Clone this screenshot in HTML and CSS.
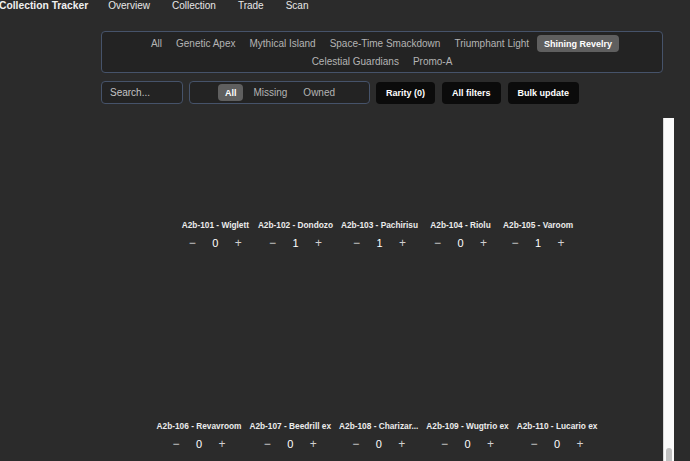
--
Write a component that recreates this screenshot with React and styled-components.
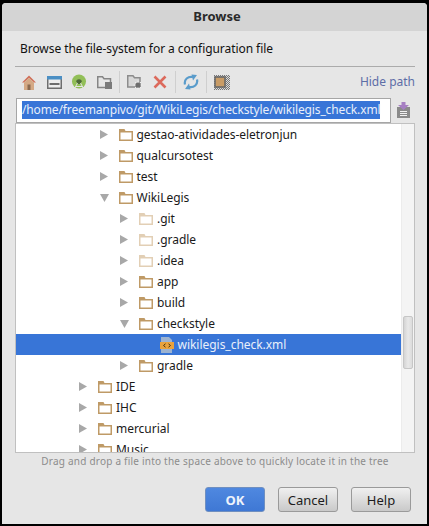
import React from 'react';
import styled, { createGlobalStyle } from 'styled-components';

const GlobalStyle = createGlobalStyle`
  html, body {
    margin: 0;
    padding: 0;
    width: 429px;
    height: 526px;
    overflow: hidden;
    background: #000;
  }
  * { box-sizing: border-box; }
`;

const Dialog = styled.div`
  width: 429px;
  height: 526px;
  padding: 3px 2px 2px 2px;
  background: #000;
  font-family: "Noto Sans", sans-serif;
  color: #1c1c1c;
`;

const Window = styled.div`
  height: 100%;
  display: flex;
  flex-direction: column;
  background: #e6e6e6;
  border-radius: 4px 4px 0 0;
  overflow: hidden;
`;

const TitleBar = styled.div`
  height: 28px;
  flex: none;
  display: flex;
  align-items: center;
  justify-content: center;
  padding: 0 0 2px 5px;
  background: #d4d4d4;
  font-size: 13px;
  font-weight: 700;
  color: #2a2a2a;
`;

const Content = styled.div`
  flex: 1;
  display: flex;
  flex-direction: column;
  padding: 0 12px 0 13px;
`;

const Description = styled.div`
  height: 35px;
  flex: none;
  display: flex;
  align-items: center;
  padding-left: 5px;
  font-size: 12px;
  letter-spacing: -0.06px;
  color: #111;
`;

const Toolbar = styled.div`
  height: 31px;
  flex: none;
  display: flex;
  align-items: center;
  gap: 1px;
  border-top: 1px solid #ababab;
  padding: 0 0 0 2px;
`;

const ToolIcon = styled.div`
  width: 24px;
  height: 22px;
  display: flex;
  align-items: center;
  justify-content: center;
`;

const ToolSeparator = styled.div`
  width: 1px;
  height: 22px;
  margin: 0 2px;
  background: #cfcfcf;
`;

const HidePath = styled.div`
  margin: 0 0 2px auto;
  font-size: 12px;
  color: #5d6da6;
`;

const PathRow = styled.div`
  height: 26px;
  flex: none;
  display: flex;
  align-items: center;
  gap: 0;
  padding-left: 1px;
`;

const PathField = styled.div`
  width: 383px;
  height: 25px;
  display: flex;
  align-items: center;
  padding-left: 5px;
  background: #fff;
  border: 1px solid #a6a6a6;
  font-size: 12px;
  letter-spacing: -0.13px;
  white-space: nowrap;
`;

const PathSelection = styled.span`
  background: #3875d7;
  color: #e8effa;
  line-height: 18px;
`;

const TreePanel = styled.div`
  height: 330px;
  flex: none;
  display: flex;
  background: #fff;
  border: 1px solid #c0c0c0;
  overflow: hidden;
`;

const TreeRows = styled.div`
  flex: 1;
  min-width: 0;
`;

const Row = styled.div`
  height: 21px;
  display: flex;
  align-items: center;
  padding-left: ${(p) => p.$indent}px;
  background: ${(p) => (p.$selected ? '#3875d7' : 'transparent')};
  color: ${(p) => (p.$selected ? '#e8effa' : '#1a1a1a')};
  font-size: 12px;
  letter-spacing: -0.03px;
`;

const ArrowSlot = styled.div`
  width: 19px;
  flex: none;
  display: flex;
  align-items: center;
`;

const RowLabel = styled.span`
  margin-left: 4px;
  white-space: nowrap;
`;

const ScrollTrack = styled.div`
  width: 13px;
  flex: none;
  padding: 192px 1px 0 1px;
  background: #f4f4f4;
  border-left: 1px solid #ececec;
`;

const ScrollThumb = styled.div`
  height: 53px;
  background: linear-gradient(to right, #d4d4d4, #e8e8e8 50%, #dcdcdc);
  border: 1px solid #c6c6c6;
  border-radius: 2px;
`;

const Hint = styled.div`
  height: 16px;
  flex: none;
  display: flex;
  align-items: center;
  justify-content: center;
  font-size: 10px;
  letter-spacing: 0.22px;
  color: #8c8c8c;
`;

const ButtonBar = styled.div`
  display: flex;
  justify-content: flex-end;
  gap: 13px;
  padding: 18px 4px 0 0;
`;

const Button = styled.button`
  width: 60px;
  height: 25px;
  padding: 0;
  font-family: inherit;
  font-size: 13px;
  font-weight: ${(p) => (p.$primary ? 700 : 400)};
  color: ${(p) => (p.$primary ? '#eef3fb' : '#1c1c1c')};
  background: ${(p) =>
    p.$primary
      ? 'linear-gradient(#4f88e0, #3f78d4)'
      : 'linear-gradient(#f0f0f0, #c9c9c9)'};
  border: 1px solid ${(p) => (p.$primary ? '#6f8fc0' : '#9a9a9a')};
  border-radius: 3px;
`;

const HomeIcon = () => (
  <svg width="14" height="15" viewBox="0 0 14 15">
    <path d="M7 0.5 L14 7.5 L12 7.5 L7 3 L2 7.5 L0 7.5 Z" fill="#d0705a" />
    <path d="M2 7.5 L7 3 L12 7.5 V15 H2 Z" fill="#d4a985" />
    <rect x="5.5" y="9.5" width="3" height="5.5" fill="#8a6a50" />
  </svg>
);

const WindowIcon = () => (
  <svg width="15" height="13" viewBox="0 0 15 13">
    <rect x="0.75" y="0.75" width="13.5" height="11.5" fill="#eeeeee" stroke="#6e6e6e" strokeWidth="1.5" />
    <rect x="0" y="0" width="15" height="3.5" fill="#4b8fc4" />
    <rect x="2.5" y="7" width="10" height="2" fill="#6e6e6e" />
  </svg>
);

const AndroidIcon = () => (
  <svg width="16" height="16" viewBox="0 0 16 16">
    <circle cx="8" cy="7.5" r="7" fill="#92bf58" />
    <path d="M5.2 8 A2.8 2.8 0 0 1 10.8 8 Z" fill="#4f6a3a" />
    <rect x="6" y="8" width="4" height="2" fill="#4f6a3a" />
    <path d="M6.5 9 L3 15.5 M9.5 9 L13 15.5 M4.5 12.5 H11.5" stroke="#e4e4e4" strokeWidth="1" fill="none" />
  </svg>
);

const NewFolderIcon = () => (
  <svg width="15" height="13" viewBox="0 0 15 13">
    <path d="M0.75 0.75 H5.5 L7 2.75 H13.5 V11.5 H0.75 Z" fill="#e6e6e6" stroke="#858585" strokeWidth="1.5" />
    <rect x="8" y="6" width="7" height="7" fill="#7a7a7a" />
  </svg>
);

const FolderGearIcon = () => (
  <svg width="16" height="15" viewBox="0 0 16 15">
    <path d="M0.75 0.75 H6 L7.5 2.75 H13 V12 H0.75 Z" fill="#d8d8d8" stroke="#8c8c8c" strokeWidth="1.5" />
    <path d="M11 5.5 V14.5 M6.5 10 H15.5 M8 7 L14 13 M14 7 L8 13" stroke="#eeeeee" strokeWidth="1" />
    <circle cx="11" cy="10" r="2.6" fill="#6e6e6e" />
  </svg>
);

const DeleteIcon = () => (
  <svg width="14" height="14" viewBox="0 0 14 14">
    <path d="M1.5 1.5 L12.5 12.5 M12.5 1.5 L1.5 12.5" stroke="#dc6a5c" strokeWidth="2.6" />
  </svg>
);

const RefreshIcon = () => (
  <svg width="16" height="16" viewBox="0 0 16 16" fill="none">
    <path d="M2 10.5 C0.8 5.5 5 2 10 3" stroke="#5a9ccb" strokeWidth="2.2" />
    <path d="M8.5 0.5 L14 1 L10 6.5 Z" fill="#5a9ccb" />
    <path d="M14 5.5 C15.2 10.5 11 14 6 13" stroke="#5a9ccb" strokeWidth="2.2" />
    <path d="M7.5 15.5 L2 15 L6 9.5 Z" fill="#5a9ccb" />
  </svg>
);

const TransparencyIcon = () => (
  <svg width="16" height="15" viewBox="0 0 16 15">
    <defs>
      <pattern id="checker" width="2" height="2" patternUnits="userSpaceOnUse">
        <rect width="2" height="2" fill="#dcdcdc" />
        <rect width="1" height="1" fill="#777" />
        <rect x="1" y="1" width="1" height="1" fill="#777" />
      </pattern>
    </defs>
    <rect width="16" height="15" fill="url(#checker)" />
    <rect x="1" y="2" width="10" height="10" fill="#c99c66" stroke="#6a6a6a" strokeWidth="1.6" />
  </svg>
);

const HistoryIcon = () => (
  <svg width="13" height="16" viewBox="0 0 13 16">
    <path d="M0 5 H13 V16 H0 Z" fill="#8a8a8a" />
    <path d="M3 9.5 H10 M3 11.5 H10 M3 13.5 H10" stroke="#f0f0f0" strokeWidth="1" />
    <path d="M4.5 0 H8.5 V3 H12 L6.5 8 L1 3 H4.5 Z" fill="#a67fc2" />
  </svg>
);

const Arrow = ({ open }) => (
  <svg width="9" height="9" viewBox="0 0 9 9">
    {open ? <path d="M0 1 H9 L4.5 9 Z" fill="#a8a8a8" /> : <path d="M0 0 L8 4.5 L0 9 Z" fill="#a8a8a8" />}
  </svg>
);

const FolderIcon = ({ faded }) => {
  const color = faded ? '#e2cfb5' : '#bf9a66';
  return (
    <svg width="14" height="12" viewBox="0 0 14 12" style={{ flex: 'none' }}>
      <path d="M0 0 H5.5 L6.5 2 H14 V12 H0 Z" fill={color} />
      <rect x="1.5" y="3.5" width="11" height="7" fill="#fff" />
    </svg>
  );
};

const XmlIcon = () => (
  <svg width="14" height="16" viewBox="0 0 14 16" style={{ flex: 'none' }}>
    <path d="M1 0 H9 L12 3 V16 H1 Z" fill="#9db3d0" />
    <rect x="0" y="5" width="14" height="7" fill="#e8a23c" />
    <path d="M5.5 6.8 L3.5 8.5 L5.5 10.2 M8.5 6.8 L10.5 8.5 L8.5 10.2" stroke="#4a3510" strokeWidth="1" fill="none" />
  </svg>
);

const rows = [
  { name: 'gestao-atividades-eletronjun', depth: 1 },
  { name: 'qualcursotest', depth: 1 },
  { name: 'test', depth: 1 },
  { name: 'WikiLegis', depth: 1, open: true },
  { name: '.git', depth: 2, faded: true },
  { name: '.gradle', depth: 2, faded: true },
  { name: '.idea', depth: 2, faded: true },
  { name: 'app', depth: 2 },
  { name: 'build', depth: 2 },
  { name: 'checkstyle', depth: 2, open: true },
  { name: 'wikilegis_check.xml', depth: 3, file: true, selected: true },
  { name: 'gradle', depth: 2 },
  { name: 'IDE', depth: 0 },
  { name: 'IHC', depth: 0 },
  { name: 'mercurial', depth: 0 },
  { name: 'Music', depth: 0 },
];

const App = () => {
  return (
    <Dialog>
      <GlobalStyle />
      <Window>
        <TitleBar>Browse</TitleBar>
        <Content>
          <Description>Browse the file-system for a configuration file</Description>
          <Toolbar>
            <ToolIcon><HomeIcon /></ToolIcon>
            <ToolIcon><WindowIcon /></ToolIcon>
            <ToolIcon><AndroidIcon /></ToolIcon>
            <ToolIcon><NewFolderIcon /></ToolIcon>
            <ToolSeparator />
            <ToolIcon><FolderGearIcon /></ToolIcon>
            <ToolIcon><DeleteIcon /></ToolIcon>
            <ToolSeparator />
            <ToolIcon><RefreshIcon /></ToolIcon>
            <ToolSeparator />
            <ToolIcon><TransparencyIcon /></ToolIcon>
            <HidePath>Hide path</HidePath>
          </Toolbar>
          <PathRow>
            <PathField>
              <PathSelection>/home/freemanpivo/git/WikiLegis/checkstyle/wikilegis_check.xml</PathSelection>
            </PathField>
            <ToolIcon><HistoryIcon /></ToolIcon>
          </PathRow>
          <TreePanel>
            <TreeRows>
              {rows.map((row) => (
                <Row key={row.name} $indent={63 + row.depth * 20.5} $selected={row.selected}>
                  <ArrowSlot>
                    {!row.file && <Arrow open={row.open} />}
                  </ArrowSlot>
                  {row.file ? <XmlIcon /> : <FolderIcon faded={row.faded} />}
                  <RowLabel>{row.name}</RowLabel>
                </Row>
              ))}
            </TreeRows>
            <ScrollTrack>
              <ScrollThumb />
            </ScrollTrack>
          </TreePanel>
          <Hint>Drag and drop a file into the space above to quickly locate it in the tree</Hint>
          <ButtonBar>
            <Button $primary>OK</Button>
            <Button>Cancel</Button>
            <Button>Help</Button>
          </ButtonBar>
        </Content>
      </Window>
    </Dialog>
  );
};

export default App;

• What you have to do:
For the listing above, give the number of lines in which the string "this" occurs, and nothing else.

• The result:
2